Although the PELRB's findings of fact are presumptively lawful and reasonable *196and will not be disturbed if supported by the record, we are the final arbiters of legislative intent as expressed in the words of a statute considered as a whole and will set aside erroneous rulings of law. See Appeal of Laconia Patrolman Assoc., 164 N.H. 552, 555, 62 A.3d 787 (2013). "We do not look beyond the language of a statute to determine legislative intent if the language is clear and unambiguous." Appeal of Town of Deerfield, 162 N.H. 601, 603, 34 A.3d 734 (2011).

Nor, when engaging in statutory interpretation, will we "consider what the legislature might have said or add language that the legislature did not see fit to include." Laconia Patrolman Assoc., 164 N.H. at 555, 62 A.3d 787. Yet, as the Union asserts, that is exactly what the PELRB's interpretation of RSA 273-A:11 would require us to do. The term "bargaining unit work" is simply not found in the statutory provision.

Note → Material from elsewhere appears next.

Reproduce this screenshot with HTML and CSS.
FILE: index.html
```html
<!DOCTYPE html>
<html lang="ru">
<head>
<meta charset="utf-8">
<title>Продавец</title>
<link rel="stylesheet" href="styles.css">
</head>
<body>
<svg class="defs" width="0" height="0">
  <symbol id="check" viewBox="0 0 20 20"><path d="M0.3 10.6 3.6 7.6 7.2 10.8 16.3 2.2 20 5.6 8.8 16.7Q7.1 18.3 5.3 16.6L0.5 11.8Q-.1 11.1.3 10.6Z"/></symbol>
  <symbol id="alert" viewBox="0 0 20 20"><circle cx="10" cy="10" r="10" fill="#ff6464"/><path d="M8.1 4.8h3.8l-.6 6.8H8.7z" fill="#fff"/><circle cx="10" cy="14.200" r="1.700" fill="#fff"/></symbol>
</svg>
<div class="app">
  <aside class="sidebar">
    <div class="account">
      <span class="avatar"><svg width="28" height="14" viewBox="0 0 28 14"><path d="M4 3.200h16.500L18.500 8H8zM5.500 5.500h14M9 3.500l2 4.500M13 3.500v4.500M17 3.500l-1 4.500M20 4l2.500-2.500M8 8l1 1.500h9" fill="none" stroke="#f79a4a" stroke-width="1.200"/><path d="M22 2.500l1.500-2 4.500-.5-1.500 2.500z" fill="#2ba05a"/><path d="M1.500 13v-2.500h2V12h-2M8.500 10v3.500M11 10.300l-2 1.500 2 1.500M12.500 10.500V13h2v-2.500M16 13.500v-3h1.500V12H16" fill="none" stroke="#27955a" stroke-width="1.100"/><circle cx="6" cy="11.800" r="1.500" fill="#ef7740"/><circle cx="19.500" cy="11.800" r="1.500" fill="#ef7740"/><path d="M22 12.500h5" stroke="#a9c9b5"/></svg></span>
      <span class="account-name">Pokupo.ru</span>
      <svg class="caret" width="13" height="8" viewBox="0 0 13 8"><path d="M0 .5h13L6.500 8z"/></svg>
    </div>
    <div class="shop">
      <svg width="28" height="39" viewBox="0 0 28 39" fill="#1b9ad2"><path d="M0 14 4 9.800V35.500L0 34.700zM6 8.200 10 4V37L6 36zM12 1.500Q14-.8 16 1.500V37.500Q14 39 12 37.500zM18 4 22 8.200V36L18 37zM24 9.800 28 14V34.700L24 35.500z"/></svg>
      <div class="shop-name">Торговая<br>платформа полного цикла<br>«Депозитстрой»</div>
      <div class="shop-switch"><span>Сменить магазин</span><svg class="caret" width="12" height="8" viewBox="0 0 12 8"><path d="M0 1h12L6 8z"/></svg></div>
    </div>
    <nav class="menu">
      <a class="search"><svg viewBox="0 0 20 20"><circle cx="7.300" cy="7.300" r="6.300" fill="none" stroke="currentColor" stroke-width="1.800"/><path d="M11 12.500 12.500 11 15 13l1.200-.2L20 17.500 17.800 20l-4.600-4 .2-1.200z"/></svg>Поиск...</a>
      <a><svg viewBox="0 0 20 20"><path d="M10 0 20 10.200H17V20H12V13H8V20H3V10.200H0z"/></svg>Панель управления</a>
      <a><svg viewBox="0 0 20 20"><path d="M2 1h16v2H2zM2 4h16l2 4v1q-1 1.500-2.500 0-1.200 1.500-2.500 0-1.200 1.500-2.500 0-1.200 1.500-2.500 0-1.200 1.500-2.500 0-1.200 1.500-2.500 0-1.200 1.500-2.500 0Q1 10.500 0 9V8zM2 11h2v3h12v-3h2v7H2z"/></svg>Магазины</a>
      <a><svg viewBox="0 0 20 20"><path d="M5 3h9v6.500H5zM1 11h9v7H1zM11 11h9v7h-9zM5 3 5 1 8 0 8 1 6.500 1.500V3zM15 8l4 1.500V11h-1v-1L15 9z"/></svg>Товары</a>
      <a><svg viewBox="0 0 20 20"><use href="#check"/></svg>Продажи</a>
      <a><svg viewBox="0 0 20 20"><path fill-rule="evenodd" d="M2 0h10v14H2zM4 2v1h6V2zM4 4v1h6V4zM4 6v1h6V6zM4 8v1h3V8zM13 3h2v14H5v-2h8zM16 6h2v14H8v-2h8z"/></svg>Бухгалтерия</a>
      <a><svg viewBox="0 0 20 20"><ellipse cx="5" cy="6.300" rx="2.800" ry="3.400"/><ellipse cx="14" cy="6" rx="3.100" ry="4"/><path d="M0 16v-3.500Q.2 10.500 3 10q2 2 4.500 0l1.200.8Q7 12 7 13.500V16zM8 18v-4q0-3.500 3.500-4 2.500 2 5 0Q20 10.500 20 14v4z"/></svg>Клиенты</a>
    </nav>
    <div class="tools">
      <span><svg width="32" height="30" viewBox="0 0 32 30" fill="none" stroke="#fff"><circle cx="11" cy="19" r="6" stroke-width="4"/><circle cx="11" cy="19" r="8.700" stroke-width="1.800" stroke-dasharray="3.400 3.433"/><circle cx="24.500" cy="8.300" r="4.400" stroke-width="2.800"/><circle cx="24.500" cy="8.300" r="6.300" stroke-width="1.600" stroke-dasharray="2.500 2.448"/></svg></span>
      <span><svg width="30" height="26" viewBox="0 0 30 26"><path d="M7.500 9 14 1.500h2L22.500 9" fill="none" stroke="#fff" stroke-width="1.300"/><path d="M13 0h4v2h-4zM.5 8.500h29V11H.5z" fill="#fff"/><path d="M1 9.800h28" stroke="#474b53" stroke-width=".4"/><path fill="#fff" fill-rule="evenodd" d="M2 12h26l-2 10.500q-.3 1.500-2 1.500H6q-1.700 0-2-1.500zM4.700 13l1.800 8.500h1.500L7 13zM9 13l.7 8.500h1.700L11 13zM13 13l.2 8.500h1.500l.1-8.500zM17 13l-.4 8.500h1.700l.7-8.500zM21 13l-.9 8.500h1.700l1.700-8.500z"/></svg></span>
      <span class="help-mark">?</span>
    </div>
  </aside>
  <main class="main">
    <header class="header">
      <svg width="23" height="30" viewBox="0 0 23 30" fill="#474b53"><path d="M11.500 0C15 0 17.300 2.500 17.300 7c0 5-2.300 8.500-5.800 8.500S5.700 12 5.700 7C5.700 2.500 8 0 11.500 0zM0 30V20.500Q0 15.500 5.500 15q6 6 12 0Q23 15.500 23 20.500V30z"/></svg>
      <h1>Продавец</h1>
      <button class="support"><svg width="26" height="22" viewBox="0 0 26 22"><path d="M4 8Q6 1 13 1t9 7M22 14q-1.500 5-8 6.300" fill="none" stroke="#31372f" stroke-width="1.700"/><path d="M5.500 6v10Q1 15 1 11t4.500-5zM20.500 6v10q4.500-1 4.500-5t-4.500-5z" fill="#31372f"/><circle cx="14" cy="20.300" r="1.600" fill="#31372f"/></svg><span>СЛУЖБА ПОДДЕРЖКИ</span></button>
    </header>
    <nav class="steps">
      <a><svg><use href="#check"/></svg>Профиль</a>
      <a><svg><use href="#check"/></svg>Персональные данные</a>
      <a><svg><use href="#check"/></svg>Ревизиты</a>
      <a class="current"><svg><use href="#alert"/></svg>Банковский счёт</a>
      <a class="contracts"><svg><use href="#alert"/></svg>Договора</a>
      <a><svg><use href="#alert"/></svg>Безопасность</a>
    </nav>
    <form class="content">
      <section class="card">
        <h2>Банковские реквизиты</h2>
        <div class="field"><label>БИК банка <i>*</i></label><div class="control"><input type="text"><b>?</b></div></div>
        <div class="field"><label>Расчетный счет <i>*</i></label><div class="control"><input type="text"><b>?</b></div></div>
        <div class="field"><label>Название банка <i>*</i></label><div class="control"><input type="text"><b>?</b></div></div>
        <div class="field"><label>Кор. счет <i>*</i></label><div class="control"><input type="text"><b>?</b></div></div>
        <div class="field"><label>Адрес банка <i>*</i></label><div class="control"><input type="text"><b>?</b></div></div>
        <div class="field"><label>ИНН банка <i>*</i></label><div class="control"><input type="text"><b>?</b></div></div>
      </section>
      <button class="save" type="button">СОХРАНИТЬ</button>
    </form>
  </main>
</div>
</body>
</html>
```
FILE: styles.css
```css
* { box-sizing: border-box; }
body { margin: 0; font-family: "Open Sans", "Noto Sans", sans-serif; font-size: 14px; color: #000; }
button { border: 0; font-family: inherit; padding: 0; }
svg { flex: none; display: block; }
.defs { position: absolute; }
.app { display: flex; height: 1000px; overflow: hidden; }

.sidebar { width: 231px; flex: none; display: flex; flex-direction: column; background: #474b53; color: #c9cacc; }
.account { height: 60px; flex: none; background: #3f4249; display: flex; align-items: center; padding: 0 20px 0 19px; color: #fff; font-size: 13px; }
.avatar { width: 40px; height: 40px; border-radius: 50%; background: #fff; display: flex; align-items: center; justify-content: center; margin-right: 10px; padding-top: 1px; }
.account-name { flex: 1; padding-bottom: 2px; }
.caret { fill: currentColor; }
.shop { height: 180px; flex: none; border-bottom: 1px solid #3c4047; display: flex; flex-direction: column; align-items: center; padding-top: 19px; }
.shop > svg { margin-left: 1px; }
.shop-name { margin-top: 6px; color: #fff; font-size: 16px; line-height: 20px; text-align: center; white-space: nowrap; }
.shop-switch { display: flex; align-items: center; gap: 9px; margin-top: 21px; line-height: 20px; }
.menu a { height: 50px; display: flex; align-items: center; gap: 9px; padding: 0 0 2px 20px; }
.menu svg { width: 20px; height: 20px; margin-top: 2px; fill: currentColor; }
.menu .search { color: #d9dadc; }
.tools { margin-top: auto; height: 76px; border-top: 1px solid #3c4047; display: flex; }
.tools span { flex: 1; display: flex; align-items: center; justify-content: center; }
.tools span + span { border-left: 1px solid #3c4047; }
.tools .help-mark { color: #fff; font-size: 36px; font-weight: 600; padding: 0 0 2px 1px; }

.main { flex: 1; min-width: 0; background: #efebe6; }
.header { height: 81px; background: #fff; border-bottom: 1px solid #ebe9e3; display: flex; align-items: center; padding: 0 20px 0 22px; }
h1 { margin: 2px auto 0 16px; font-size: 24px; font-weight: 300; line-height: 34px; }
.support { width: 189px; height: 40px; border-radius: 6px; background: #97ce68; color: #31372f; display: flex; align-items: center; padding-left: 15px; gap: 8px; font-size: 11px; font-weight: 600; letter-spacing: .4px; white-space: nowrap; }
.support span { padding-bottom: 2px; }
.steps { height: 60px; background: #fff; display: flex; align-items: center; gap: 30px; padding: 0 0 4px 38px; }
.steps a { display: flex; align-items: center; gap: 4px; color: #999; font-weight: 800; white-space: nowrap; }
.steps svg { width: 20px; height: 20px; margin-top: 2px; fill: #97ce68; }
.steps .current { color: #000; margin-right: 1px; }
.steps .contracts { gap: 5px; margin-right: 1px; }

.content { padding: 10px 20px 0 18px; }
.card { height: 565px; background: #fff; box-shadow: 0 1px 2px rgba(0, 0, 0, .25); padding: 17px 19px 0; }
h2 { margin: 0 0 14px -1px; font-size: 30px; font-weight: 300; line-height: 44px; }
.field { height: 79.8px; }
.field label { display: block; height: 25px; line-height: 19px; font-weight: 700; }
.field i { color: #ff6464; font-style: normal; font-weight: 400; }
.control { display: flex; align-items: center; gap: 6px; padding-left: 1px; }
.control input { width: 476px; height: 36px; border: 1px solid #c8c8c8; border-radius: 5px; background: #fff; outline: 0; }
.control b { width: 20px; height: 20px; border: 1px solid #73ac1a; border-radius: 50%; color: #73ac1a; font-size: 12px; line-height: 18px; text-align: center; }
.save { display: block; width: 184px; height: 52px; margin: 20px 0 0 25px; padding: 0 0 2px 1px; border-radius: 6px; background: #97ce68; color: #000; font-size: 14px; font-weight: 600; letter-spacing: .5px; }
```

Because the plain language of RSA 273-A:11, II obligates CCSNH to afford "[a] reasonable number of employees who act as representatives of the bargaining unit ... a reasonable opportunity to meet" for collective bargaining negotiations "during working hours without loss of compensation or benefits," we agree with the Union that CCSNH must compensate Watrous for the ACE tutoring hours he missed while attending such negotiations. We conclude, therefore, that the PELRB erred as a matter of law with regard to this finding as well and remand for proceedings consistent with this opinion.

Reversed and remanded.

LYNN, C.J., and BASSETT, J., concurred; DALIANIS, C.J., retired, specially assigned under RSA 490:3, concurred; HANTZ MARCONI, J., concurred in part and dissented in part.